If this recalls the Western tradition of logocentrism that Derrida would subsequently critique, it should be recalled that McLuhan’s ideas also lean in the opposite direction from logocentrism, in that McLuhan believed that Europeans’ derived their special cognitive independence from the detachment between the alphabetized word and its referent and the ensuing detachment between reader and author(ity).[10] This gives rise to the central aporia, noted earlier, in McLuhan’s work: his simultaneous predilection for print media that detach signified from signifier and, on the other hand, for Pentecostal technologies capable of binding signified and signifier as a pure, unmediating media. (Clearly McLuhan—a devout Catholic—conceived of Pentecostal technologies in a magico-religious sense.

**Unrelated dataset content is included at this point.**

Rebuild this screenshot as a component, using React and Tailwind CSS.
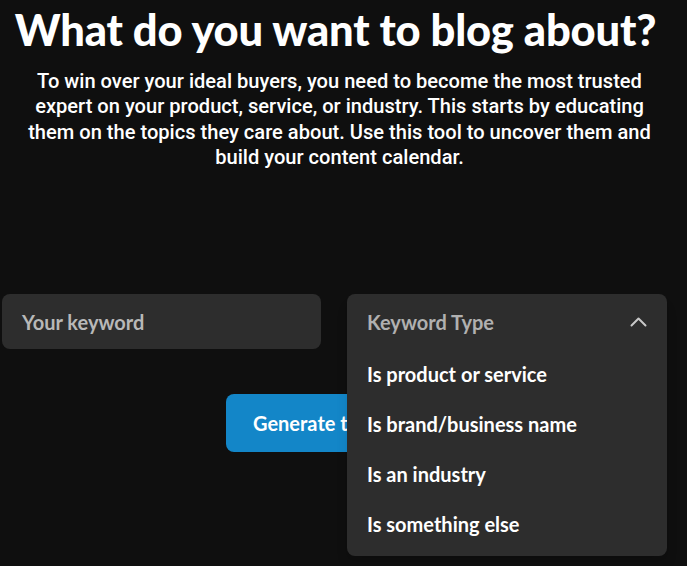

As he later put it, “In Jesus Christ, there is no distance or separation between the medium and the message.”) If there is an inverse relation between blasphemous media and Pentecostal communication, there is also, nonetheless, a chiasmus. Blasphemy describes the evacuation of the signified from the signifier, whereas Pentecostal technologies invert this operation, conserving the signified while obviating the need for signifiers. In either case, though, language becomes superfluous to itself, whether through its deliberate evacuation of sense or simply through its irrelevance. It is impoverished of its sociopolitical capacities, dissolved within a magic underwritten by the threat of violence.[11] The magical, aural semiosis Carothers described as the innate condition of “the African mind” was in fact what British sought to impose as the basis of postcolonial society: Replace the politics of oath-taking with the magical nonpolitics of aural incantation, and allow the nation to self-regulate according to noopolitical and agro-economic programs.